═════ Supplied information

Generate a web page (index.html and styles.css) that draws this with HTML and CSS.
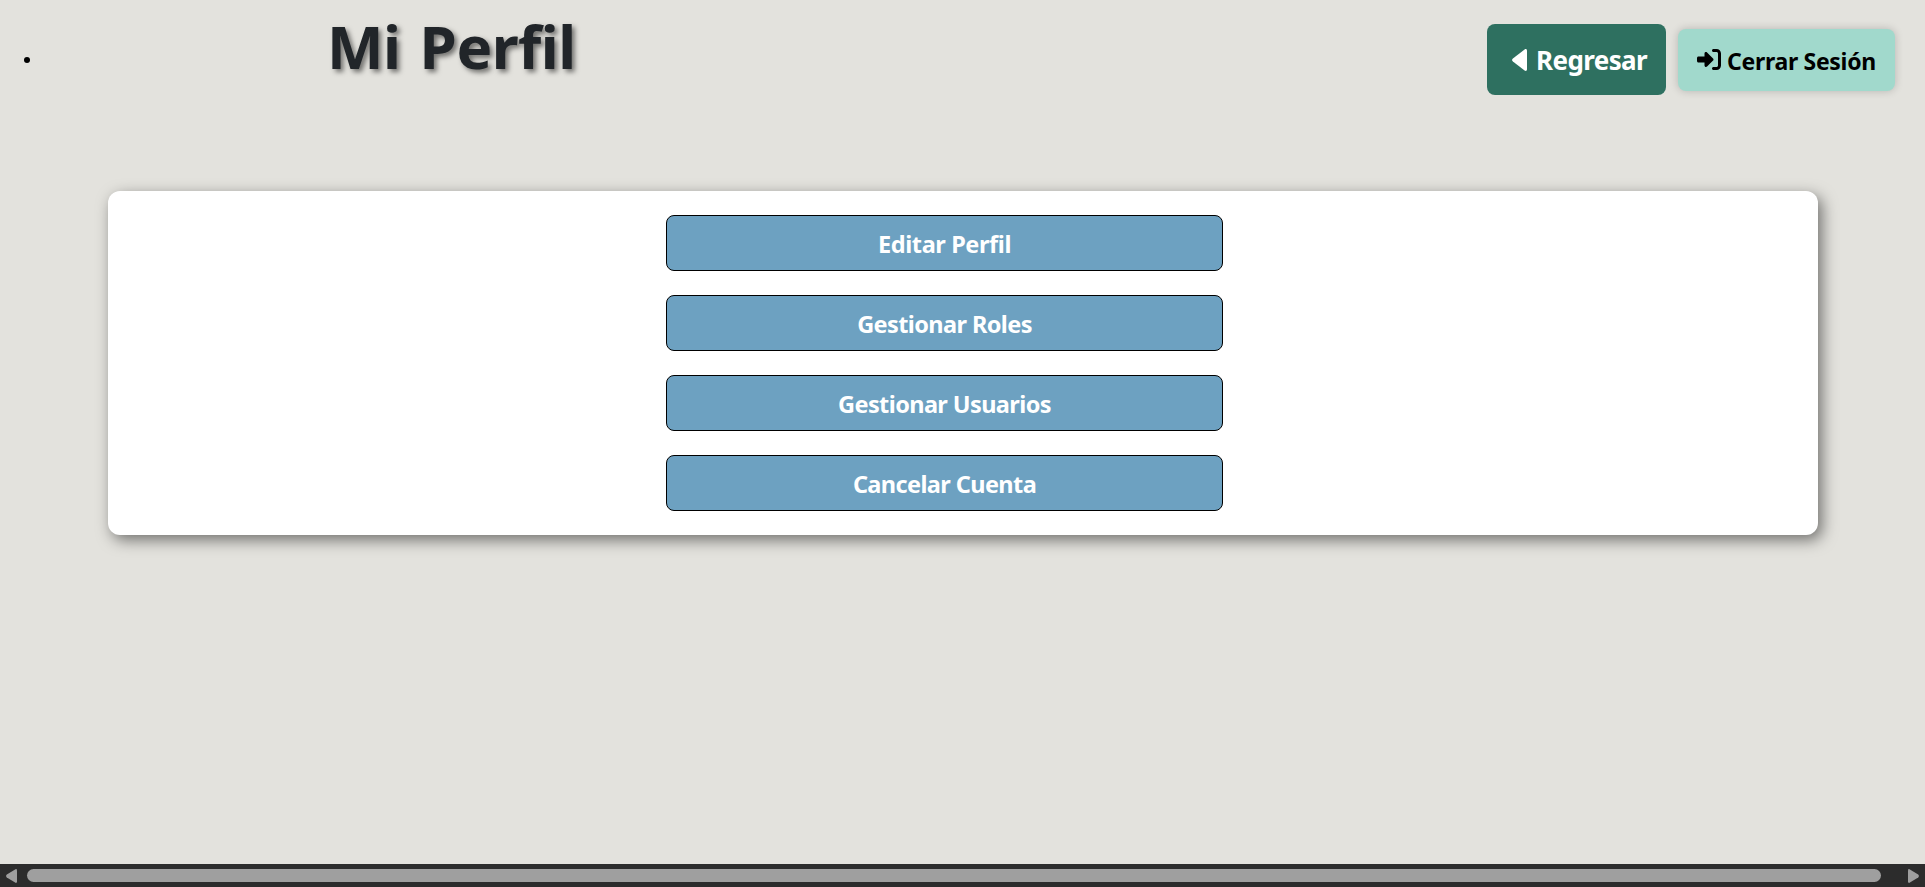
FILE: index.html
```html
<!DOCTYPE html>
<html lang="es">
<head>
<meta charset="utf-8">
<title>Mi Perfil</title>
<link rel="stylesheet" href="styles.css">
</head>
<body>
<div class="page">
  <header class="header">
    <span class="bullet"></span>
    <h1 class="title">Mi Perfil</h1>
    <nav class="actions">
      <a class="back">
        <svg class="back-icon" viewBox="0 0 15 22"><path d="M12.600.5C13.900-.4 15 .4 15 1.800V20.200C15 21.600 13.900 22.400 12.600 21.500L.9 12.400C-.2 11.500-.2 10.500.9 9.600Z" fill="#fff"/></svg>
        <span class="back-label">Regresar</span>
      </a>
      <a class="logout">
        <svg class="logout-icon" viewBox="0 0 512 448"><path d="M352 0h64c53 0 96 43 96 96v256c0 53-43 96-96 96h-64c-17.700 0-32-14.300-32-32s14.300-32 32-32h64c17.700 0 32-14.300 32-32V96c0-17.700-14.300-32-32-32h-64c-17.700 0-32-14.300-32-32s14.300-32 32-32zM342.600 246.600l-128 128c-9.200 9.200-22.900 11.900-34.900 6.900S160 365 160 352v-64H32c-17.700 0-32-14.300-32-32v-64c0-17.700 14.300-32 32-32h128V96c0-12.900 7.800-24.600 19.800-29.600s25.700-2.200 34.900 6.900l128 128c12.500 12.500 12.500 32.800 0 45.300z"/></svg>
        <span class="logout-label">Cerrar Sesión</span>
      </a>
    </nav>
  </header>
  <main class="card">
    <a class="option edit">Editar Perfil</a>
    <a class="option roles">Gestionar Roles</a>
    <a class="option users">Gestionar Usuarios</a>
    <a class="option cancel">Cancelar Cuenta</a>
  </main>
  <div class="scrollbar">
    <svg class="arrow" viewBox="0 0 11 14"><path d="M9.500.2Q11-.2 11 1.500V12.500Q11 14.200 9.500 13.800L.8 8.500Q-.6 7 .8 5.500Z" fill="#9f9f9f"/></svg>
    <div class="thumb"></div>
    <svg class="arrow" viewBox="0 0 11 14"><path d="M1.500.2Q0-.2 0 1.500V12.500Q0 14.200 1.500 13.800L10.200 8.500Q11.600 7 10.200 5.500Z" fill="#9f9f9f"/></svg>
  </div>
</div>
</body>
</html>
```
FILE: styles.css
```css
* { box-sizing: border-box; }
body {
  margin: 0;
  background: #e3e2dd;
  font-family: "Noto Sans", "Open Sans", sans-serif;
  font-weight: 700;
}
.page { display: flex; flex-direction: column; height: 887px; overflow: hidden; }
.header { display: flex; align-items: flex-start; height: 191px; padding: 0 30px 0 24px; }
.bullet { width: 6px; height: 6px; margin-top: 57px; border-radius: 50%; background: #000; }
.title {
  margin: 5px 0 0 297px;
  font-size: 60px;
  line-height: 82px;
  letter-spacing: -.5px;
  word-spacing: 4px;
  white-space: nowrap;
  color: #212529;
  text-shadow: 3px 3px 5px rgba(0, 0, 0, .5);
}
.actions { display: flex; align-items: center; gap: 12px; margin: 24px 0 0 auto; }
.back, .logout { display: flex; align-items: center; white-space: nowrap; }
.back {
  width: 179px;
  height: 71px;
  padding-left: 25px;
  border-radius: 8px;
  background: #2e7060;
  color: #fff;
  font-size: 26px;
  letter-spacing: -.6px;
}
.back-icon { width: 15px; height: 22px; margin-right: 9px; }
.back-label { padding-top: 1px; }
.logout {
  width: 217px;
  height: 62px;
  padding-left: 19px;
  border-radius: 8px;
  background: #a1d9cc;
  color: #000;
  font-size: 23px;
  letter-spacing: -.3px;
  box-shadow: 0 0 8px rgba(0, 0, 0, .2);
}
.logout-icon { width: 24px; height: 21px; margin: 0 6px 0 0; }
.logout-label { padding-top: 2px; }
.card {
  display: flex;
  flex-direction: column;
  gap: 24px;
  width: 1710px;
  height: 344px;
  margin-left: 108px;
  padding: 24px 0 0 558px;
  border-radius: 12px;
  background: #fff;
  box-shadow: 4px 5px 15px rgba(0, 0, 0, .5);
}
.option {
  display: flex;
  align-items: center;
  justify-content: center;
  width: 557px;
  height: 56px;
  padding-top: 2px;
  border: 1px solid #000;
  border-radius: 8px;
  background: #6da1c1;
  color: #fff;
  font-size: 23.5px;
  letter-spacing: -.6px;
  white-space: nowrap;
}
.edit { letter-spacing: -.4px; }
.scrollbar {
  display: flex;
  align-items: center;
  height: 23px;
  margin-top: auto;
  padding: 0 6px;
  background: #2c2c2c;
}
.arrow { flex: none; width: 11px; height: 14px; }
.thumb { width: 1854px; height: 13px; margin: 0 27px 0 10px; border-radius: 7px; background: #9f9f9f; }
```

══════════

In how many lines does the word "index" appear? Respond with the number alone.

Answer to this exercise ▸
2